**WORK TO COMPLETE:** Please retype the data in full and exactly; the pictures are not part of the copy.

**PROVIDED RECORDS:**
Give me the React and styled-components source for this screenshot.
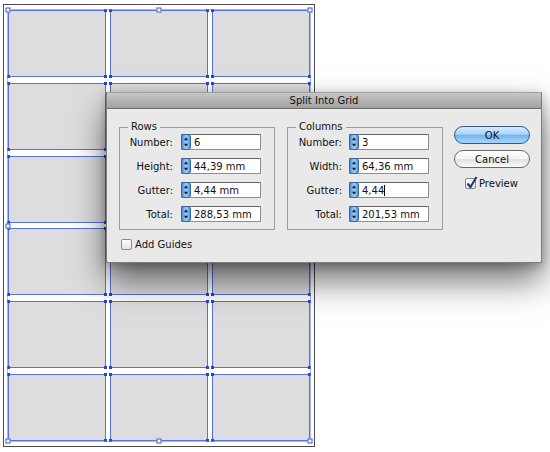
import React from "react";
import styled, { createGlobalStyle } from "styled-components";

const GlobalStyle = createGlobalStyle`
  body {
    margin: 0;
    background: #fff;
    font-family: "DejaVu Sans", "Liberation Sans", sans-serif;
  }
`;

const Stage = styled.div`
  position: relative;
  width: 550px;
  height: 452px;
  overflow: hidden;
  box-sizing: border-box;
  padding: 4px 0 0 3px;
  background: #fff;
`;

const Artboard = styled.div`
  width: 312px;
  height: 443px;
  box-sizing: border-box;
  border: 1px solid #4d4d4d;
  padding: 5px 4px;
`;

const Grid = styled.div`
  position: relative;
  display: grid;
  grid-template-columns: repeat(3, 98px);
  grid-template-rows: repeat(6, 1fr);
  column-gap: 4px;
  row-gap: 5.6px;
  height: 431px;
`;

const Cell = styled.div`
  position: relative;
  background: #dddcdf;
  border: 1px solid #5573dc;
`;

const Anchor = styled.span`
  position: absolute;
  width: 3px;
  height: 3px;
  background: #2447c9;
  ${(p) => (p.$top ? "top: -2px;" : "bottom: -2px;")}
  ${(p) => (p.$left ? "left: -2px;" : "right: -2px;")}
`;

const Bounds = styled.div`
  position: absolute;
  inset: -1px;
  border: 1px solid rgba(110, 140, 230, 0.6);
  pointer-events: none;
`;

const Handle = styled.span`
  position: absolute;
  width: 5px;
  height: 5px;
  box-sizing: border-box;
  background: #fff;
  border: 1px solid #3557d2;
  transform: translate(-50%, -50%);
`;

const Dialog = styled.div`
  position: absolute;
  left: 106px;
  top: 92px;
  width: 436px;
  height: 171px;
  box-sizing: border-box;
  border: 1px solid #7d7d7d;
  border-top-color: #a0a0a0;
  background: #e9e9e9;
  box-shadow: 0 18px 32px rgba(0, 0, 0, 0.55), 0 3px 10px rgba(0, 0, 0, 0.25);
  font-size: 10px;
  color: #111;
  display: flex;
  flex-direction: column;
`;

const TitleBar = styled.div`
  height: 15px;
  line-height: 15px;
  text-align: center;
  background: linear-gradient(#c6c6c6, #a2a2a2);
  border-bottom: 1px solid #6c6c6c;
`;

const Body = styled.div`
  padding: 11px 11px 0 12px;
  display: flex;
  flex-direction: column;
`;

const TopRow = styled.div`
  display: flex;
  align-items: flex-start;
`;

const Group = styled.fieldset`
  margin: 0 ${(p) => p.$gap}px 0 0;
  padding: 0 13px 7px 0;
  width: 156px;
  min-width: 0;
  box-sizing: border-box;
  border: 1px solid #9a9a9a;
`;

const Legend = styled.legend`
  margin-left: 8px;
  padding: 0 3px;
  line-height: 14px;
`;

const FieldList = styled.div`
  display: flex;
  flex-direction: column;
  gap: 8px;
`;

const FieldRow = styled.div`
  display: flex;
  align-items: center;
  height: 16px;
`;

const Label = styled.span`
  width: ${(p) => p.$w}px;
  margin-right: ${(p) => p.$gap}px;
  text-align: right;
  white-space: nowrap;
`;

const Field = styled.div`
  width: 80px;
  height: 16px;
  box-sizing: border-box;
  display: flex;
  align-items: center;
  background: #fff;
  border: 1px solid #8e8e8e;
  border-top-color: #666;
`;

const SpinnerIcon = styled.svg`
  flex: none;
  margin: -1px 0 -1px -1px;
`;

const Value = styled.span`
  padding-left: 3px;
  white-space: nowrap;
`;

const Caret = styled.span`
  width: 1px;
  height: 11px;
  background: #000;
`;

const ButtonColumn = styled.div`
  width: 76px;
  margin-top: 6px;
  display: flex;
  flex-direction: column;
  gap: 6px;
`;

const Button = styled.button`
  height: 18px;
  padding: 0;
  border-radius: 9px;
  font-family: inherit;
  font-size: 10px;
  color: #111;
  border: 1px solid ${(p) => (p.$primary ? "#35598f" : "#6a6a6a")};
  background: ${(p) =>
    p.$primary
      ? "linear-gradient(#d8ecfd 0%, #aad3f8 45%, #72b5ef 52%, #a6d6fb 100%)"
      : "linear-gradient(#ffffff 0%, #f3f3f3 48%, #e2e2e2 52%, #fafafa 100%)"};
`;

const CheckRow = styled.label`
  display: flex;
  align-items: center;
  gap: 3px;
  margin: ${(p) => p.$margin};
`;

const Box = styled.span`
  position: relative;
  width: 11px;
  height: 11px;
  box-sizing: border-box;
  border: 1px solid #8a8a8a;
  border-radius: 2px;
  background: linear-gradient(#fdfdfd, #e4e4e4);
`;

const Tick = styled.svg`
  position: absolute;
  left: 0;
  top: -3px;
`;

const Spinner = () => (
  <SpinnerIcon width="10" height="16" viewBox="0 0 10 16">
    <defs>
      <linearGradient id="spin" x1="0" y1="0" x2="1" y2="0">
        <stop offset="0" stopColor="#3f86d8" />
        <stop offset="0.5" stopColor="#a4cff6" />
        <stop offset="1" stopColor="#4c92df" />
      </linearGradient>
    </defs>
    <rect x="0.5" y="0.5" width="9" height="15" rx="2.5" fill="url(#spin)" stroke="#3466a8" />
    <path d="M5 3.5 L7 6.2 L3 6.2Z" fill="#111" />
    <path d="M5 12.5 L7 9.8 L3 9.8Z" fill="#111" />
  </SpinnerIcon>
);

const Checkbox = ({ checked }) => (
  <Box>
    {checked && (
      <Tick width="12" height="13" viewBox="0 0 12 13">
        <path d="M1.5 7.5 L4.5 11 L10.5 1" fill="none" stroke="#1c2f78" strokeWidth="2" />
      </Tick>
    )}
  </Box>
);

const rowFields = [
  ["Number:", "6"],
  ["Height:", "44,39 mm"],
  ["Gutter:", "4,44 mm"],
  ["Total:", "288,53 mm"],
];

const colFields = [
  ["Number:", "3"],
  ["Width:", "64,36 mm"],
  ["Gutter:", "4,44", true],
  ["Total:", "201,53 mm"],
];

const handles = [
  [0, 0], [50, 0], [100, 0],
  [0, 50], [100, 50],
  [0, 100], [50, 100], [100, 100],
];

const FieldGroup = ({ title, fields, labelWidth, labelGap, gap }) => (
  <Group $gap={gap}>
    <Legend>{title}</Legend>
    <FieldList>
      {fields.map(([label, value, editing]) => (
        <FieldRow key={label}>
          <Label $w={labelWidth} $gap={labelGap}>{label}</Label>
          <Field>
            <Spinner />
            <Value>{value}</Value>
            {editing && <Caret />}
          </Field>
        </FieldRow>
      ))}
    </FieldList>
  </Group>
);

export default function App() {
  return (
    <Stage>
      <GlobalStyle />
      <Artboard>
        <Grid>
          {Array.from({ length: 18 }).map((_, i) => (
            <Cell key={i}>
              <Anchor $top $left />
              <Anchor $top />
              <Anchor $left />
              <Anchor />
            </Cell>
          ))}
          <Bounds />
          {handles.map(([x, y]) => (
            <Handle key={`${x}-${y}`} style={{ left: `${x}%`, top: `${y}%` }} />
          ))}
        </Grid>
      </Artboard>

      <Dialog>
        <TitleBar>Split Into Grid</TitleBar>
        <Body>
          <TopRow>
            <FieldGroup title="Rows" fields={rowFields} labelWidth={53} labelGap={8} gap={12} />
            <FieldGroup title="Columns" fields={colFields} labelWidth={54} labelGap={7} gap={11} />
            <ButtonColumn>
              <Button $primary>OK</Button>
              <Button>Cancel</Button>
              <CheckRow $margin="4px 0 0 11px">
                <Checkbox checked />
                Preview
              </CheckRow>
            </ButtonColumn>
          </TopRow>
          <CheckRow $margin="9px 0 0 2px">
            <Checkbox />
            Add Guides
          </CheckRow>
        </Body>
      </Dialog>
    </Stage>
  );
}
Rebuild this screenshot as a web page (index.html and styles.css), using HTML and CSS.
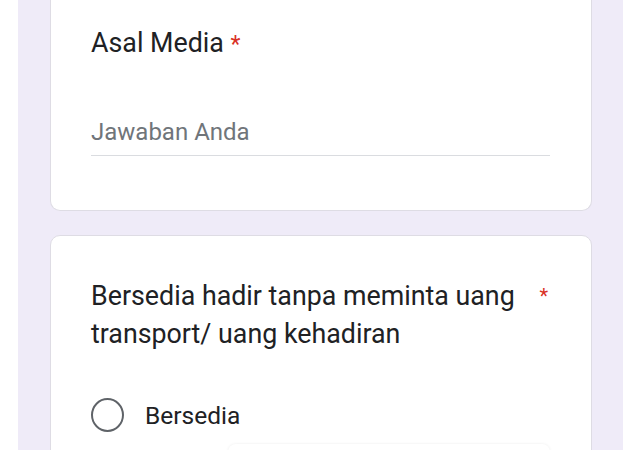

**ANSWER IN FULL:**
Give me the React and styled-components source for this screenshot.
import React from "react";
import styled, { createGlobalStyle } from "styled-components";

const GlobalStyle = createGlobalStyle`
  body {
    margin: 0;
    background: #fff;
    font-family: "DejaVu Sans", "Liberation Sans", sans-serif;
  }
`;

const Stage = styled.div`
  position: relative;
  width: 550px;
  height: 452px;
  overflow: hidden;
  box-sizing: border-box;
  padding: 4px 0 0 3px;
  background: #fff;
`;

const Artboard = styled.div`
  width: 312px;
  height: 443px;
  box-sizing: border-box;
  border: 1px solid #4d4d4d;
  padding: 5px 4px;
`;

const Grid = styled.div`
  position: relative;
  display: grid;
  grid-template-columns: repeat(3, 98px);
  grid-template-rows: repeat(6, 1fr);
  column-gap: 4px;
  row-gap: 5.6px;
  height: 431px;
`;

const Cell = styled.div`
  position: relative;
  background: #dddcdf;
  border: 1px solid #5573dc;
`;

const Anchor = styled.span`
  position: absolute;
  width: 3px;
  height: 3px;
  background: #2447c9;
  ${(p) => (p.$top ? "top: -2px;" : "bottom: -2px;")}
  ${(p) => (p.$left ? "left: -2px;" : "right: -2px;")}
`;

const Bounds = styled.div`
  position: absolute;
  inset: -1px;
  border: 1px solid rgba(110, 140, 230, 0.6);
  pointer-events: none;
`;

const Handle = styled.span`
  position: absolute;
  width: 5px;
  height: 5px;
  box-sizing: border-box;
  background: #fff;
  border: 1px solid #3557d2;
  transform: translate(-50%, -50%);
`;

const Dialog = styled.div`
  position: absolute;
  left: 106px;
  top: 92px;
  width: 436px;
  height: 171px;
  box-sizing: border-box;
  border: 1px solid #7d7d7d;
  border-top-color: #a0a0a0;
  background: #e9e9e9;
  box-shadow: 0 18px 32px rgba(0, 0, 0, 0.55), 0 3px 10px rgba(0, 0, 0, 0.25);
  font-size: 10px;
  color: #111;
  display: flex;
  flex-direction: column;
`;

const TitleBar = styled.div`
  height: 15px;
  line-height: 15px;
  text-align: center;
  background: linear-gradient(#c6c6c6, #a2a2a2);
  border-bottom: 1px solid #6c6c6c;
`;

const Body = styled.div`
  padding: 11px 11px 0 12px;
  display: flex;
  flex-direction: column;
`;

const TopRow = styled.div`
  display: flex;
  align-items: flex-start;
`;

const Group = styled.fieldset`
  margin: 0 ${(p) => p.$gap}px 0 0;
  padding: 0 13px 7px 0;
  width: 156px;
  min-width: 0;
  box-sizing: border-box;
  border: 1px solid #9a9a9a;
`;

const Legend = styled.legend`
  margin-left: 8px;
  padding: 0 3px;
  line-height: 14px;
`;

const FieldList = styled.div`
  display: flex;
  flex-direction: column;
  gap: 8px;
`;

const FieldRow = styled.div`
  display: flex;
  align-items: center;
  height: 16px;
`;

const Label = styled.span`
  width: ${(p) => p.$w}px;
  margin-right: ${(p) => p.$gap}px;
  text-align: right;
  white-space: nowrap;
`;

const Field = styled.div`
  width: 80px;
  height: 16px;
  box-sizing: border-box;
  display: flex;
  align-items: center;
  background: #fff;
  border: 1px solid #8e8e8e;
  border-top-color: #666;
`;

const SpinnerIcon = styled.svg`
  flex: none;
  margin: -1px 0 -1px -1px;
`;

const Value = styled.span`
  padding-left: 3px;
  white-space: nowrap;
`;

const Caret = styled.span`
  width: 1px;
  height: 11px;
  background: #000;
`;

const ButtonColumn = styled.div`
  width: 76px;
  margin-top: 6px;
  display: flex;
  flex-direction: column;
  gap: 6px;
`;

const Button = styled.button`
  height: 18px;
  padding: 0;
  border-radius: 9px;
  font-family: inherit;
  font-size: 10px;
  color: #111;
  border: 1px solid ${(p) => (p.$primary ? "#35598f" : "#6a6a6a")};
  background: ${(p) =>
    p.$primary
      ? "linear-gradient(#d8ecfd 0%, #aad3f8 45%, #72b5ef 52%, #a6d6fb 100%)"
      : "linear-gradient(#ffffff 0%, #f3f3f3 48%, #e2e2e2 52%, #fafafa 100%)"};
`;

const CheckRow = styled.label`
  display: flex;
  align-items: center;
  gap: 3px;
  margin: ${(p) => p.$margin};
`;

const Box = styled.span`
  position: relative;
  width: 11px;
  height: 11px;
  box-sizing: border-box;
  border: 1px solid #8a8a8a;
  border-radius: 2px;
  background: linear-gradient(#fdfdfd, #e4e4e4);
`;

const Tick = styled.svg`
  position: absolute;
  left: 0;
  top: -3px;
`;

const Spinner = () => (
  <SpinnerIcon width="10" height="16" viewBox="0 0 10 16">
    <defs>
      <linearGradient id="spin" x1="0" y1="0" x2="1" y2="0">
        <stop offset="0" stopColor="#3f86d8" />
        <stop offset="0.5" stopColor="#a4cff6" />
        <stop offset="1" stopColor="#4c92df" />
      </linearGradient>
    </defs>
    <rect x="0.5" y="0.5" width="9" height="15" rx="2.5" fill="url(#spin)" stroke="#3466a8" />
    <path d="M5 3.5 L7 6.2 L3 6.2Z" fill="#111" />
    <path d="M5 12.5 L7 9.8 L3 9.8Z" fill="#111" />
  </SpinnerIcon>
);

const Checkbox = ({ checked }) => (
  <Box>
    {checked && (
      <Tick width="12" height="13" viewBox="0 0 12 13">
        <path d="M1.5 7.5 L4.5 11 L10.5 1" fill="none" stroke="#1c2f78" strokeWidth="2" />
      </Tick>
    )}
  </Box>
);

const rowFields = [
  ["Number:", "6"],
  ["Height:", "44,39 mm"],
  ["Gutter:", "4,44 mm"],
  ["Total:", "288,53 mm"],
];

const colFields = [
  ["Number:", "3"],
  ["Width:", "64,36 mm"],
  ["Gutter:", "4,44", true],
  ["Total:", "201,53 mm"],
];

const handles = [
  [0, 0], [50, 0], [100, 0],
  [0, 50], [100, 50],
  [0, 100], [50, 100], [100, 100],
];

const FieldGroup = ({ title, fields, labelWidth, labelGap, gap }) => (
  <Group $gap={gap}>
    <Legend>{title}</Legend>
    <FieldList>
      {fields.map(([label, value, editing]) => (
        <FieldRow key={label}>
          <Label $w={labelWidth} $gap={labelGap}>{label}</Label>
          <Field>
            <Spinner />
            <Value>{value}</Value>
            {editing && <Caret />}
          </Field>
        </FieldRow>
      ))}
    </FieldList>
  </Group>
);

export default function App() {
  return (
    <Stage>
      <GlobalStyle />
      <Artboard>
        <Grid>
          {Array.from({ length: 18 }).map((_, i) => (
            <Cell key={i}>
              <Anchor $top $left />
              <Anchor $top />
              <Anchor $left />
              <Anchor />
            </Cell>
          ))}
          <Bounds />
          {handles.map(([x, y]) => (
            <Handle key={`${x}-${y}`} style={{ left: `${x}%`, top: `${y}%` }} />
          ))}
        </Grid>
      </Artboard>

      <Dialog>
        <TitleBar>Split Into Grid</TitleBar>
        <Body>
          <TopRow>
            <FieldGroup title="Rows" fields={rowFields} labelWidth={53} labelGap={8} gap={12} />
            <FieldGroup title="Columns" fields={colFields} labelWidth={54} labelGap={7} gap={11} />
            <ButtonColumn>
              <Button $primary>OK</Button>
              <Button>Cancel</Button>
              <CheckRow $margin="4px 0 0 11px">
                <Checkbox checked />
                Preview
              </CheckRow>
            </ButtonColumn>
          </TopRow>
          <CheckRow $margin="9px 0 0 2px">
            <Checkbox />
            Add Guides
          </CheckRow>
        </Body>
      </Dialog>
    </Stage>
  );
}
Rebuild this screenshot as a web page (index.html and styles.css), using HTML and CSS.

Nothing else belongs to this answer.